Saturday, March 31, 2012

Unrealistic Optimism

Yesterday, along with many PUSH members, I received an email that linked to 29 different op-ed articles, some by politically astute folks like E. J. Dionne, Robert Reich and Eugene Robinson. All of them suggested that if the Supremes rule the Affordable Care Act (ACA) unconstitutional, this opens up an opportunity to pass single payer health care legislation, since it is a better solution to many of the problems the ACA was intended to address, and it is clearly constitutional. Some of them referred to passage of single payer as “inevitable,” although, to be fair, some of them also called it a “long-term” solution to the health care crisis.

If you read my post on this week's events at the Supreme Court, you know that I'm seriously out of step with these political heavy hitters. We all enjoy reading optimistic articles, but as much as I hope they're right, I'm afraid these authors are more engaged in wishful thinking than the realistic prediction of future events.

Apparently MSNBC commentator Chris Hayes read some of these same op-eds. This morning, on Up with Chris Hayes, he asked Senator Sheldon Whitehouse, Jackass from Rhode Island, if he could foresee any “plausible scenario” by which rejection of the ACA might lead to the passage of single payer. Whitehouse's answer was an unequivocal no. He pointed out that this week the House refused to pass even a seemingly non-controversial highway transportation bill that he said would have created three million jobs.

These optimistic-eds seem to overlook the campaign financing, lobbying and advertising power of the “corporate persons” that us sell health insurance. Not only is single payer rejected by 100% of the Elephants, it is opposed by President Obama and a majority of the Jackasses as well.

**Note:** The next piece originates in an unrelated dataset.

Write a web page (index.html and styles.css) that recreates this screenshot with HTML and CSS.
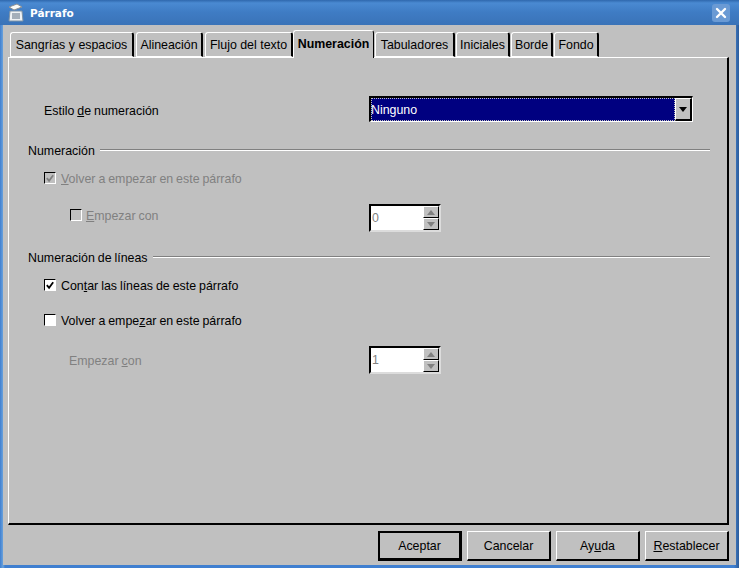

When a major health care reform initiative has failed in this country, it has taken a long time for someone to try again. It was almost 20 years between the failure of the Clintons' reform proposal and the passage of the ACA. As we're all learning, just because we have a serious problem in this country, that doesn't mean our government will try to solve it. Every year, 45,000 Americans lose their lives due to lack of or inadequate health insurance. Very few of these people contribute to political campaigns.  As Ezra Klein, one of those "optimists" who sees single-payer only as a distant possibility, states:

The key word here is “eventually.” This is a long, ugly process that ensures a very large uninsured population for decades. . . [I]n the decades between here and there, there will be a lot of unnecessary suffering and deaths among the uninsured. That's the real cost of losing this opportunity to insure 30 million people.  

If you're hoping the Supremes strike down the ACA, be careful what you wish for.